▸ WHAT IS NEEDED: State the number of lines with the string "index" in them, and nothing else.

▸ SUPPLIED DATA:
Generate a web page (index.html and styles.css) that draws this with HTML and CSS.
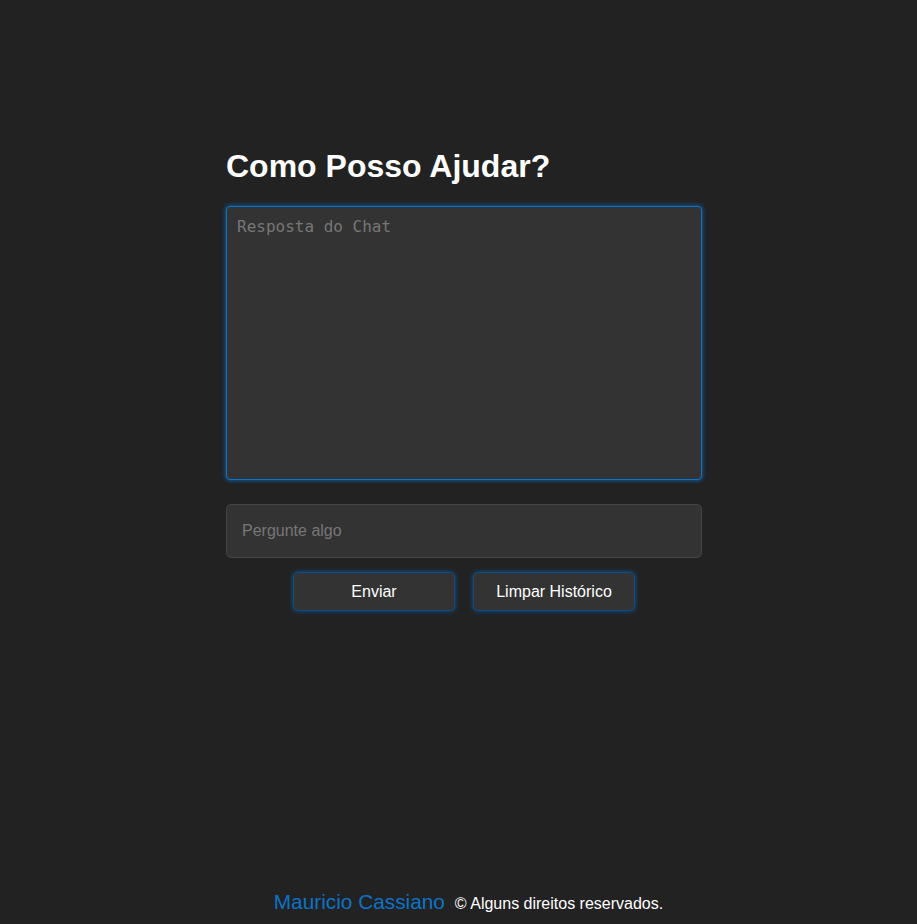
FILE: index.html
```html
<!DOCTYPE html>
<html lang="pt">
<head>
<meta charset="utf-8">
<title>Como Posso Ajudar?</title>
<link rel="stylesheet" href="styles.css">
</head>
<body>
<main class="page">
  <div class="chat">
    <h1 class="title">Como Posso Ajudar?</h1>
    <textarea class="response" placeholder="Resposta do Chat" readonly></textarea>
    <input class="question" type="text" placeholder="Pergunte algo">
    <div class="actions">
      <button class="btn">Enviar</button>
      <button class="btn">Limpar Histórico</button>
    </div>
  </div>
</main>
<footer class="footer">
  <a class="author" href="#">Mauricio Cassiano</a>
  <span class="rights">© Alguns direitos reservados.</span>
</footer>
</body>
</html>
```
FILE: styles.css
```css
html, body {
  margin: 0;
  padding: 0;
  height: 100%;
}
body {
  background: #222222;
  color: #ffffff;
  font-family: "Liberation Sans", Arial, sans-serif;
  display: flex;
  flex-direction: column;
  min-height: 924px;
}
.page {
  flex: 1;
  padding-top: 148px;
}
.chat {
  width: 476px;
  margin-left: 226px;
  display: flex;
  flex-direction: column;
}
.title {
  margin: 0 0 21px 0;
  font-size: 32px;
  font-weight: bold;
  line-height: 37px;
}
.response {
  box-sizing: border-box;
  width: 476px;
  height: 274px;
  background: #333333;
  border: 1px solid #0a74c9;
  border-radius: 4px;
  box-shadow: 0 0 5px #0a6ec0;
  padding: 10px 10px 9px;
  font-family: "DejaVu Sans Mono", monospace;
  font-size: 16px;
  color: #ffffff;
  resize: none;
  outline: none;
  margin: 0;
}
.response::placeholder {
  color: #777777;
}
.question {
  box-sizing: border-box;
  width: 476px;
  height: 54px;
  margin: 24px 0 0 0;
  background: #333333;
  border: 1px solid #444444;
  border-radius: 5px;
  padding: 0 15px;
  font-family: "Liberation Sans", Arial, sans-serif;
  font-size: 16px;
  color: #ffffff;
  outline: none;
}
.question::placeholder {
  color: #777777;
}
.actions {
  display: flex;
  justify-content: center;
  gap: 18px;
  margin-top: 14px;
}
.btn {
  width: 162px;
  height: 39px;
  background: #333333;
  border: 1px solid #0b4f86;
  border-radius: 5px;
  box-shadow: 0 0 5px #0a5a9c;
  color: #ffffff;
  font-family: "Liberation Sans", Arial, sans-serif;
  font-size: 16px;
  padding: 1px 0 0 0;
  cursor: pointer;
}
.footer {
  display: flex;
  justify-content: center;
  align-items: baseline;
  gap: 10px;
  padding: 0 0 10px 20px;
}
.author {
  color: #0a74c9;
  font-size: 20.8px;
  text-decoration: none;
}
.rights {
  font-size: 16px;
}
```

▸ WRITTEN ANSWER: 2